Seminar

Design-Based Uncertainty for Quasi-Experiments

Jonathan Roth (Brown University)

May 24, 2022, 15:30–17:00

Room Auditorium 4

Econometrics and Empirical Economics Seminar

Abstract

Social scientists are often interested in estimating causal effects in settings where all units in the population are observed (e.g. all 50 US states). Design-based approaches to uncertainty, which view the realization of treatment assignments as the source of randomness, may be more appealing than standard sampling-based approaches in such contexts. This paper develops a design-based theory of uncertainty that is suitable for analyzing difference-in-differences (DiD) and instrumental variables (IV) estimators, which are typically employed in settings where completely random assignment of treatment is implausible.
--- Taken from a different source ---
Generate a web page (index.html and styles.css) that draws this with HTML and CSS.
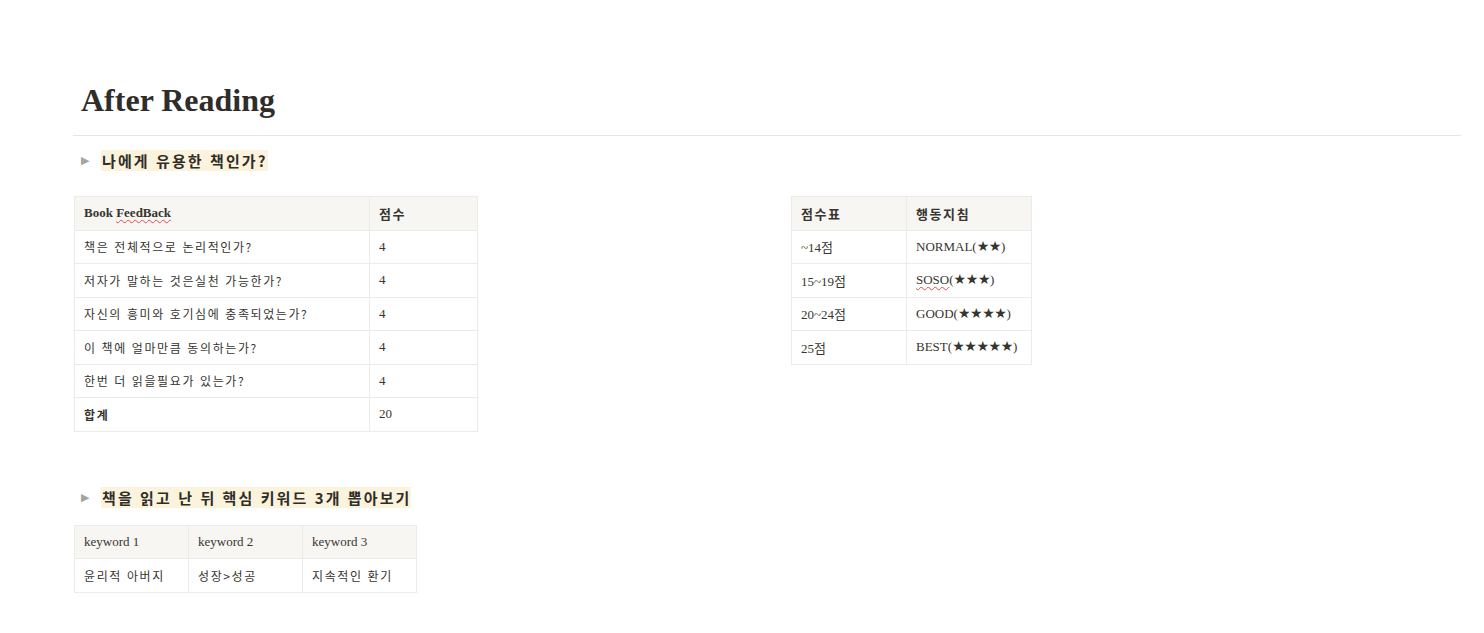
FILE: index.html
```html
<!DOCTYPE html>
<html lang="ko">
<head>
<meta charset="utf-8">
<title>After Reading</title>
<link rel="stylesheet" href="styles.css">
</head>
<body>
<main class="page">
  <h1 class="title">After Reading</h1>
  <div class="divider"></div>

  <div class="toggle">
    <span class="caret">&#9654;</span>
    <span class="mark">나에게 유용한 책인가?</span>
  </div>

  <div class="tables">
    <table class="tbl tbl-feedback">
      <tr class="head"><td class="c1 hd-en">Book <span class="typo">FeedBack</span></td><td class="c2 hd-ko">점수</td></tr>
      <tr><td>책은 전체적으로 논리적인가?</td><td class="num">4</td></tr>
      <tr><td>저자가 말하는 것은실천 가능한가?</td><td class="num">4</td></tr>
      <tr><td>자신의 흥미와 호기심에 충족되었는가?</td><td class="num">4</td></tr>
      <tr><td>이 책에 얼마만큼 동의하는가?</td><td class="num">4</td></tr>
      <tr><td>한번 더 읽을필요가 있는가?</td><td class="num">4</td></tr>
      <tr><td class="bold">합계</td><td class="num">20</td></tr>
    </table>

    <table class="tbl tbl-score">
      <tr class="head"><td class="s1 hd-ko">점수표</td><td class="s2 hd-ko">행동지침</td></tr>
      <tr><td class="en">~14점</td><td class="en">NORMAL(<span class="star">★★</span>)</td></tr>
      <tr><td class="en">15~19점</td><td class="en"><span class="typo">SOSO</span>(<span class="star">★★★</span>)</td></tr>
      <tr><td class="en">20~24점</td><td class="en">GOOD(<span class="star">★★★★</span>)</td></tr>
      <tr><td class="en">25점</td><td class="en">BEST(<span class="star">★★★★★</span>)</td></tr>
    </table>
  </div>

  <div class="toggle toggle-2">
    <span class="caret">&#9654;</span>
    <span class="mark">책을 읽고 난 뒤 핵심 키워드 3개 뽑아보기</span>
  </div>

  <table class="tbl tbl-keyword">
    <tr class="head"><td class="en">keyword 1</td><td class="en">keyword 2</td><td class="en">keyword 3</td></tr>
    <tr><td>윤리적 아버지</td><td>성장&gt;성공</td><td>지속적인 환기</td></tr>
  </table>
</main>
</body>
</html>
```

FILE: styles.css
```css
* { box-sizing: border-box; }

body {
  margin: 0;
  background: #ffffff;
  color: #37352f;
  font-family: "Liberation Serif", "Noto Sans CJK KR", serif;
}

.page {
  padding: 80px 23px 0 74px;
}

.title {
  margin: 0;
  padding: 0 0 0 7px;
  font-family: "Liberation Serif", "DejaVu Serif", serif;
  font-weight: 700;
  font-size: 32px;
  line-height: 40px;
  color: #2f2d29;
}

.divider {
  margin: 15px 0 0 -1px;
  border-top: 1px solid #e6e6e4;
}

.toggle {
  display: flex;
  align-items: center;
  margin-top: 13px;
  padding-left: 7px;
  height: 22px;
}

.caret {
  width: 20px;
  font-size: 11px;
  color: #a5a4a1;
  font-family: "DejaVu Sans", sans-serif;
}

.mark {
  background: #fbf3db;
  font-family: "Noto Sans CJK KR", sans-serif;
  font-weight: 700;
  font-size: 15px;
  letter-spacing: 2.1px;
  line-height: 21px;
  padding: 0 0 0 1px;
  color: #2f2d29;
}

.tables {
  display: flex;
  align-items: flex-start;
  column-gap: 313px;
  margin-top: 25px;
}

.tbl {
  border-collapse: collapse;
  font-size: 13px;
  font-family: "Liberation Serif", "Noto Sans CJK KR", serif;
}

.tbl td {
  border: 1px solid #ebebe9;
  height: 33.5px;
  padding: 0 9px;
  vertical-align: middle;
  white-space: nowrap;
  color: #37352f;
}

.tbl td:not(.en):not(.num):not(.hd-en) {
  font-family: "Noto Sans CJK KR", sans-serif;
  font-size: 12px;
  letter-spacing: 1.6px;
}

.tbl .head td {
  background: #f7f6f3;
}

.hd-en {
  font-weight: 700;
  font-size: 13px;
}

.hd-ko,
.bold {
  font-weight: 700;
}

.tbl .hd-ko { font-size: 13px !important; }

.num { font-size: 13px; }

.c1 { width: 295px; }
.c2 { width: 108px; }

.tbl-score {
  table-layout: fixed;
  width: 240px;
}

.s1 { width: 115px; }
.s2 { width: 125px; }

.en { font-size: 13px; }

.star {
  font-family: "DejaVu Sans", sans-serif;
  font-size: 14px;
  line-height: 1;
  letter-spacing: -0.4px;
}

.typo {
  text-decoration: underline wavy #e5484d;
  text-decoration-thickness: 1px;
  text-underline-offset: 2px;
}

.toggle-2 {
  margin-top: 55px;
}

.tbl-keyword {
  margin-top: 16px;
}

.tbl-keyword td {
  width: 114px;
}
```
We consider a model where treatment status is stochastic but the probability of receiving treatment can vary arbitrarily across units. As a building block, we first show that the simple difference-in-means (SDIM) estimator is unbiased for a design-based analog of the average treatment effect on treated (ATT) under a design-based analog to mean-independence of treatment and untreated potential outcomes. We further show that the usual standard errors for the SDIM are valid but potentially conservative, even under constant treatment effects. Our results imply that the DiD estimator is unbiased and clustered standard errors are valid (but potentially conservative) under a design-based analog to parallel trends. Likewise, the IV estimator is consistent, and its standard errors are asymptotically valid, for a re-weighted local average treatment effect (LATE) under orthogonality conditions that are weaker than complete random assignment of the instrument.